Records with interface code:
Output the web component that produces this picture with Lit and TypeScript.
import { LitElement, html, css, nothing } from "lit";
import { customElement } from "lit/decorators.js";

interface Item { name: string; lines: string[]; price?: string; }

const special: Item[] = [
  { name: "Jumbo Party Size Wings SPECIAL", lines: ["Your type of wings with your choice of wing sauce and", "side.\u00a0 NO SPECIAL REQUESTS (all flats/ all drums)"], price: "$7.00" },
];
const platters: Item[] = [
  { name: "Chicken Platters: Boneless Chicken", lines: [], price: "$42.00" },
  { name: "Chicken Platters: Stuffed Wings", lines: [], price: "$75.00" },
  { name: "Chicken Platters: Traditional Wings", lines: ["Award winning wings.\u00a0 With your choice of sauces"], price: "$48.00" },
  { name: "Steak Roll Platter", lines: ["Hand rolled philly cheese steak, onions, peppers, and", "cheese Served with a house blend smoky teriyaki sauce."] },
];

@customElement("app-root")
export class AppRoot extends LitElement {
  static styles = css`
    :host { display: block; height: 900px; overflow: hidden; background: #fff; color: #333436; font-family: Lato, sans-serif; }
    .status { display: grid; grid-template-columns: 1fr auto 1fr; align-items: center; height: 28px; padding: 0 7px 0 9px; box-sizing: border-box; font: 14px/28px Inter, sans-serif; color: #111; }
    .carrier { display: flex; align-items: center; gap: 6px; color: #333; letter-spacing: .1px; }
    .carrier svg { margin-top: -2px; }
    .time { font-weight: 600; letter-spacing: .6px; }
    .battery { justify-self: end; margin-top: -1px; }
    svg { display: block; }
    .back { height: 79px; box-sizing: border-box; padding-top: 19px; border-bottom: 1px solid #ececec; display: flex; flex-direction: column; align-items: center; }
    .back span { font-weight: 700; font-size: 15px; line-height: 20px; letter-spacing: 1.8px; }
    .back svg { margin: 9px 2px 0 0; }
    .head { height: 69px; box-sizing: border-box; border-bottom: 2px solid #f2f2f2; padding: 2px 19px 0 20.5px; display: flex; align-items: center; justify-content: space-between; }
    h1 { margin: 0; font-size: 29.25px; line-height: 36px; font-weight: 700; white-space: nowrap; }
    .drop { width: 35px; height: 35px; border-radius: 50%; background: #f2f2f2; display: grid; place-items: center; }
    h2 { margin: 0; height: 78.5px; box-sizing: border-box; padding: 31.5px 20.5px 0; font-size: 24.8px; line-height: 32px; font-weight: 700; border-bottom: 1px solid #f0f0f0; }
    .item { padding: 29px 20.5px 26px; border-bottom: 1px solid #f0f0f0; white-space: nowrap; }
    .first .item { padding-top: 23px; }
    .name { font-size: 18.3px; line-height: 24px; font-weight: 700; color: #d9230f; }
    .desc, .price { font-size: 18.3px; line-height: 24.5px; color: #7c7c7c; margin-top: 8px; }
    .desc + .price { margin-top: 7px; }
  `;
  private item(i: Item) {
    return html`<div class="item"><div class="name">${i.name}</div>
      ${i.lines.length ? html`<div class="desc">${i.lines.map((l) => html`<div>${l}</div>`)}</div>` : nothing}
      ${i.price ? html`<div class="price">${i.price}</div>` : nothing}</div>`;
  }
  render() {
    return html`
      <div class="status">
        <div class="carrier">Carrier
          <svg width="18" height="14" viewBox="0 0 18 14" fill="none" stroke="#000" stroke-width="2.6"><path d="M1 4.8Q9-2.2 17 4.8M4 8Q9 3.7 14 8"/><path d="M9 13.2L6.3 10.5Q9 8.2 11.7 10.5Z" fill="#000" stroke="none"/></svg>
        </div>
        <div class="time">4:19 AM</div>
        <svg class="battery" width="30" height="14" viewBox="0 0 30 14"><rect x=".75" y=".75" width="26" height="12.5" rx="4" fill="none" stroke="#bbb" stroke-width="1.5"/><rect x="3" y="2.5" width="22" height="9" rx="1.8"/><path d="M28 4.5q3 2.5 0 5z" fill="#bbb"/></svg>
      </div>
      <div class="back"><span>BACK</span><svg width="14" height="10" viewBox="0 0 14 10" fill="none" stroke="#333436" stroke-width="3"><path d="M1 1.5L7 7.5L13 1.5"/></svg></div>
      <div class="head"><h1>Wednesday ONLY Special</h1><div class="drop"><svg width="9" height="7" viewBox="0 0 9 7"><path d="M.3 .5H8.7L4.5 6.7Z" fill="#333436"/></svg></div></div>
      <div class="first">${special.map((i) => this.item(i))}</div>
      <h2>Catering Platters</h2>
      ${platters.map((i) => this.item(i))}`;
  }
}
...
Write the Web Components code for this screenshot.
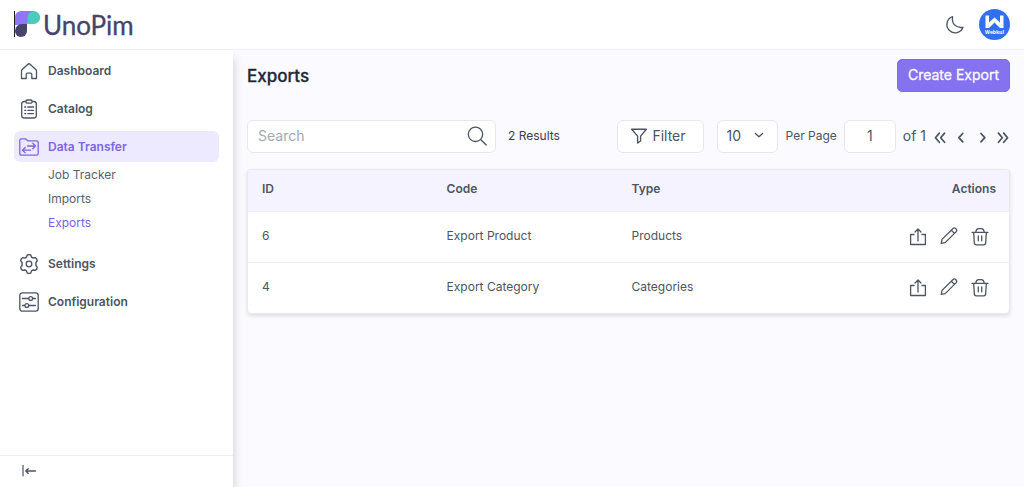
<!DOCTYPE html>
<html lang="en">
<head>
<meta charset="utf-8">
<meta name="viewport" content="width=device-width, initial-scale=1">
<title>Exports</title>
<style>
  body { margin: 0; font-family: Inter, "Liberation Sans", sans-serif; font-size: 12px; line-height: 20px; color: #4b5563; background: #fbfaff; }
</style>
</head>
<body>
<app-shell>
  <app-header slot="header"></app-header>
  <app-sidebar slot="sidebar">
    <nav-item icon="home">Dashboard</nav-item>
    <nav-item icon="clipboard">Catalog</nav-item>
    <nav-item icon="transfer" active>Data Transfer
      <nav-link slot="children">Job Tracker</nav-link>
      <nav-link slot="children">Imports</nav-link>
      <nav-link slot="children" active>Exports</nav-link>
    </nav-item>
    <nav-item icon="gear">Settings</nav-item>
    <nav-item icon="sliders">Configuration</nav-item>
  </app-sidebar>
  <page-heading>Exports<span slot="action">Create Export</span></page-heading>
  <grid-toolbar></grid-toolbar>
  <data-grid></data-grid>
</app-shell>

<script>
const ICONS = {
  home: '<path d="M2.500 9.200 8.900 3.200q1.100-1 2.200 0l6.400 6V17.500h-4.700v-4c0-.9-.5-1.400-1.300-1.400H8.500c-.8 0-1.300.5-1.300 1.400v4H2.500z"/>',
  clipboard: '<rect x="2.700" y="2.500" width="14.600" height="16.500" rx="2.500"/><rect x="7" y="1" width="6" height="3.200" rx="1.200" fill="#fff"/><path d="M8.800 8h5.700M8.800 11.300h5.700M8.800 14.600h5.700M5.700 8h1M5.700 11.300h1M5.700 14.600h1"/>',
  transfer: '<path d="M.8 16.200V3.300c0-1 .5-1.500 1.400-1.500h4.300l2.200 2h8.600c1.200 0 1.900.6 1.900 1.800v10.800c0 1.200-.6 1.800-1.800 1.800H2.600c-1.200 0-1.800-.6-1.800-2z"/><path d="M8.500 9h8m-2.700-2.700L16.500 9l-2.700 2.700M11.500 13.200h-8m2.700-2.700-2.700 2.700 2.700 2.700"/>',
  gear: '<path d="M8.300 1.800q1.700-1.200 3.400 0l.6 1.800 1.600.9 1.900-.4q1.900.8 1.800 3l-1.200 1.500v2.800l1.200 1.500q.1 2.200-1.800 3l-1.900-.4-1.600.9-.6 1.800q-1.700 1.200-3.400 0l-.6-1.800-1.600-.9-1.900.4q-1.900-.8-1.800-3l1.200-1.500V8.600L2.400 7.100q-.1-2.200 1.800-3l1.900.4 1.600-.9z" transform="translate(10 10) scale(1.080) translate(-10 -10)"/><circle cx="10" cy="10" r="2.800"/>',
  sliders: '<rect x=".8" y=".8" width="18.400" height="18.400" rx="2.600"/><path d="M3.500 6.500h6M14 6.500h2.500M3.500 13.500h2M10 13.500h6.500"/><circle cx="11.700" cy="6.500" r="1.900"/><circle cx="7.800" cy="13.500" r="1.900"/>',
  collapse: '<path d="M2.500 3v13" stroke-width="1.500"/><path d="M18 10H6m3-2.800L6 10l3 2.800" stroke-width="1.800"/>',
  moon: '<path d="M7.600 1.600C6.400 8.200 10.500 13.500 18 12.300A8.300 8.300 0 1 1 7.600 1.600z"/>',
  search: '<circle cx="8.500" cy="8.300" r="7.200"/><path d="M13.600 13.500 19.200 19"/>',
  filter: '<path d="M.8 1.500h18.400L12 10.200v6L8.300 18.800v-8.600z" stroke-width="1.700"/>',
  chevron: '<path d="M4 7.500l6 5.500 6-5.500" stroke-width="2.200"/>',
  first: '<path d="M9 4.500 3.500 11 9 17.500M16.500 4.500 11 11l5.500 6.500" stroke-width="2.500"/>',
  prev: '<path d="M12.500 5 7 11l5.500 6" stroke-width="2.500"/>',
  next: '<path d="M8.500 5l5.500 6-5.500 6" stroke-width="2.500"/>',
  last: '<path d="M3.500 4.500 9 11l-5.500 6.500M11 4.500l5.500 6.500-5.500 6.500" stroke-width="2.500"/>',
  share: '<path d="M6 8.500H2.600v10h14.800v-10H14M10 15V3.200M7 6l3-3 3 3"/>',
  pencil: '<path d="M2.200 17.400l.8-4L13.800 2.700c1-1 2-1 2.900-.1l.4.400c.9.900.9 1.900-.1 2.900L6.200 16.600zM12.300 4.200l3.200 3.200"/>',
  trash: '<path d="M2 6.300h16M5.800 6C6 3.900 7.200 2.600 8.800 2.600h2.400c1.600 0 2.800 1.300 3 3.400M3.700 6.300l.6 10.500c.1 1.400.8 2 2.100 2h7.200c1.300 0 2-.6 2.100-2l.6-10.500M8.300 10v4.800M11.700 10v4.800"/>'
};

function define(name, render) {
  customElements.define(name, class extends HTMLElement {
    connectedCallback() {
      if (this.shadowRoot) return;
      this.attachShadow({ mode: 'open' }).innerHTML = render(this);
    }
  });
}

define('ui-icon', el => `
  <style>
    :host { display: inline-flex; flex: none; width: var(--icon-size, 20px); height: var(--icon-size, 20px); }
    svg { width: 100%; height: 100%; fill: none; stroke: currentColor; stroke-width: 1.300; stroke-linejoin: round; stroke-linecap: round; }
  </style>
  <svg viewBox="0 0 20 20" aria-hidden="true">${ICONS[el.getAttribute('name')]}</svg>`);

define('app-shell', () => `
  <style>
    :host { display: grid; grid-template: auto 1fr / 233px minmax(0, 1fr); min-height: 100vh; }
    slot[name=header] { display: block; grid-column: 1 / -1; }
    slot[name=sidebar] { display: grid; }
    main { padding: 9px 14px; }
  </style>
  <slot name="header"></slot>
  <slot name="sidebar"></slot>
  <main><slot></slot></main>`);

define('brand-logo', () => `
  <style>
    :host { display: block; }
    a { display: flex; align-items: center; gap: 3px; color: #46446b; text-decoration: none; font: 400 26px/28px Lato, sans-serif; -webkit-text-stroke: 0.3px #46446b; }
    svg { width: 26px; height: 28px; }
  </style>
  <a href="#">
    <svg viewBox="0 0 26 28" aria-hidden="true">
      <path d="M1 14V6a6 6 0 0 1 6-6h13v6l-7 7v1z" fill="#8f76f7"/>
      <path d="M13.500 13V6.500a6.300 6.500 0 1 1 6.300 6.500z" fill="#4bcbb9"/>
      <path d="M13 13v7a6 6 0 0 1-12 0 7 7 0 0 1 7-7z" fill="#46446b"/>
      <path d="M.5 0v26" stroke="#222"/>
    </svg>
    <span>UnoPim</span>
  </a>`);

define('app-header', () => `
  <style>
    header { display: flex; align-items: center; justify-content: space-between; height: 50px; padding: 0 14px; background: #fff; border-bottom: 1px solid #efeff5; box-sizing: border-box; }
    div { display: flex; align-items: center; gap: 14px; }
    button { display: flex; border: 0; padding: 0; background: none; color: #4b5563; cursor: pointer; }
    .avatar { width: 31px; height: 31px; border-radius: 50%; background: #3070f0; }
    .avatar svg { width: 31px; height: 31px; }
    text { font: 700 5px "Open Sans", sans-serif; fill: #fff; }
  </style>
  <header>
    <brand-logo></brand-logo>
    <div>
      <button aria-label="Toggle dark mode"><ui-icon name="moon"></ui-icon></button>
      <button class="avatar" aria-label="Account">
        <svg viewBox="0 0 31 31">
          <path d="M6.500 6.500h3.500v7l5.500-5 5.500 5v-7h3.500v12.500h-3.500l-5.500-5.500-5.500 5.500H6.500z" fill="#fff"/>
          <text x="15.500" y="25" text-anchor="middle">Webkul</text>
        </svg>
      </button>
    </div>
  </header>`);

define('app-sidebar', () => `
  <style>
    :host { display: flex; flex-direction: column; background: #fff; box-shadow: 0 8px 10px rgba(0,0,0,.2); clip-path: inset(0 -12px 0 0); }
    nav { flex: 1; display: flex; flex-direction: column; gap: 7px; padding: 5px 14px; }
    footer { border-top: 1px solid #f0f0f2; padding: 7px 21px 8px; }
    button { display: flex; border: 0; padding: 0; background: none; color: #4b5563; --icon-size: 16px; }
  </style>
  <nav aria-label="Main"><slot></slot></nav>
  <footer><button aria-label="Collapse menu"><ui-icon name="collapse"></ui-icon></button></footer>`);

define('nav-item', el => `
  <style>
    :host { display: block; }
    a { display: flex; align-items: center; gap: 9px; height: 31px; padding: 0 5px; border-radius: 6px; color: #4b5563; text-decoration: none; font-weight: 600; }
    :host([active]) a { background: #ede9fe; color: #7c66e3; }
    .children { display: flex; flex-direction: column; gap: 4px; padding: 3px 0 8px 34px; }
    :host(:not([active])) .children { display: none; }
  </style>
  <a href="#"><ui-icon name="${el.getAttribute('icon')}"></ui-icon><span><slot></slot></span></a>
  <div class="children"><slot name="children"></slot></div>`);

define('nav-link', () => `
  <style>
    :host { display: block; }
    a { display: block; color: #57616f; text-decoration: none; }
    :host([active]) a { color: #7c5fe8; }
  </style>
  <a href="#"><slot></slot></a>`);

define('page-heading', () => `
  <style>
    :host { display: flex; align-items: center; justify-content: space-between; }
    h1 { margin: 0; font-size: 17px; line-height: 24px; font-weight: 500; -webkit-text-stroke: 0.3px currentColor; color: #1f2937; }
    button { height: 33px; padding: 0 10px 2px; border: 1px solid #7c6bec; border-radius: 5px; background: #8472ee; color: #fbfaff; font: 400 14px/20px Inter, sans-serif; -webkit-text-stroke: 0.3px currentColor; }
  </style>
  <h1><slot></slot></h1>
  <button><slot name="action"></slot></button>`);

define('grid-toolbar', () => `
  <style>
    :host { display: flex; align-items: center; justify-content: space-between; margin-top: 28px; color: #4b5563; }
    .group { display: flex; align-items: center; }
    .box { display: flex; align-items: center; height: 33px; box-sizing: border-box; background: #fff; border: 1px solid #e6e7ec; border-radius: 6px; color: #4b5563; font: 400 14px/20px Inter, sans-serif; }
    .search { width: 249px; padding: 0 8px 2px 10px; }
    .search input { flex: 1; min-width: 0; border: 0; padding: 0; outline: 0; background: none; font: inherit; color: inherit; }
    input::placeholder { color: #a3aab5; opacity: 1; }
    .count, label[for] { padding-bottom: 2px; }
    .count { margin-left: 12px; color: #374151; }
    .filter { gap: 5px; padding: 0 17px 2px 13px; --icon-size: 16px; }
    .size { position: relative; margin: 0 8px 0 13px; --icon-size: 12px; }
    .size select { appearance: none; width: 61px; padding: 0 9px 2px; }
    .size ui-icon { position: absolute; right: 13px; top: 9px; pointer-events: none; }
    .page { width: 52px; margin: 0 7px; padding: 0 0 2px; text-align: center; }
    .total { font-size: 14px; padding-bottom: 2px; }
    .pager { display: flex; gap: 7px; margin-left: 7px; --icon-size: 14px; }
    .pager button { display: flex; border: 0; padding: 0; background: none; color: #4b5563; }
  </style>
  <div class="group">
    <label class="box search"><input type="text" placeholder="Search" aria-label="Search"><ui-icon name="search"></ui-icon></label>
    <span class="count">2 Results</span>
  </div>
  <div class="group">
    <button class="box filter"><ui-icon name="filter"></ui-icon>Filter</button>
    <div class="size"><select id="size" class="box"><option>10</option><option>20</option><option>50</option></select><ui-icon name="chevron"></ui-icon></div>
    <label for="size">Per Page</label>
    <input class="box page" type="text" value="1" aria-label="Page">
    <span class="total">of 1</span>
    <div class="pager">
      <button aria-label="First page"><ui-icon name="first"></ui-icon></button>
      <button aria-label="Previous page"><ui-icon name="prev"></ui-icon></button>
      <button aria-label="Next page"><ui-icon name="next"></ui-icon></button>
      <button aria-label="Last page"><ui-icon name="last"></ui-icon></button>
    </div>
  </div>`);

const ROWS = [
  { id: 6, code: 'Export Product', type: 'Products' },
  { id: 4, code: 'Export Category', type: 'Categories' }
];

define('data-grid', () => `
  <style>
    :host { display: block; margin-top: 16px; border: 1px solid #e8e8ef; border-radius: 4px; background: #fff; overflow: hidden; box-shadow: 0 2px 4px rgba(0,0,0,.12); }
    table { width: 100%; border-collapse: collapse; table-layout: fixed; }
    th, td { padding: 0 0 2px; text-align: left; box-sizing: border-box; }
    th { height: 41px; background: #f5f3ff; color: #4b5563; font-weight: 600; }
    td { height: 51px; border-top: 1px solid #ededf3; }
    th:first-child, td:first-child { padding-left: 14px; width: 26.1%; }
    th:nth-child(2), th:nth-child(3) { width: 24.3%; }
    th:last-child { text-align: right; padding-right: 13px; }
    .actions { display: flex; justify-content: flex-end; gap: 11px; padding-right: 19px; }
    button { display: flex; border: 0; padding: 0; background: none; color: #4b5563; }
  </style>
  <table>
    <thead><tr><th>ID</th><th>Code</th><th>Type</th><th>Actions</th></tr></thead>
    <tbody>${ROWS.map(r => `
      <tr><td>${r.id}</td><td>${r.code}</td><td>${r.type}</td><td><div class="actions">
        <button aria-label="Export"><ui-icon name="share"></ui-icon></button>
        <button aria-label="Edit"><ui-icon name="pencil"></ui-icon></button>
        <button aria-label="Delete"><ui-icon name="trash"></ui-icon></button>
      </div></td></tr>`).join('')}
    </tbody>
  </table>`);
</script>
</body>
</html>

* _Goal_
Output exactly one stretch of the listing: from the line containing "Output the web" through the line containing "string; lines: string[];", both end lines included.

* _Task solution_
Output the web component that produces this picture with Lit and TypeScript.
import { LitElement, html, css, nothing } from "lit";
import { customElement } from "lit/decorators.js";

interface Item { name: string; lines: string[]; price?: string; }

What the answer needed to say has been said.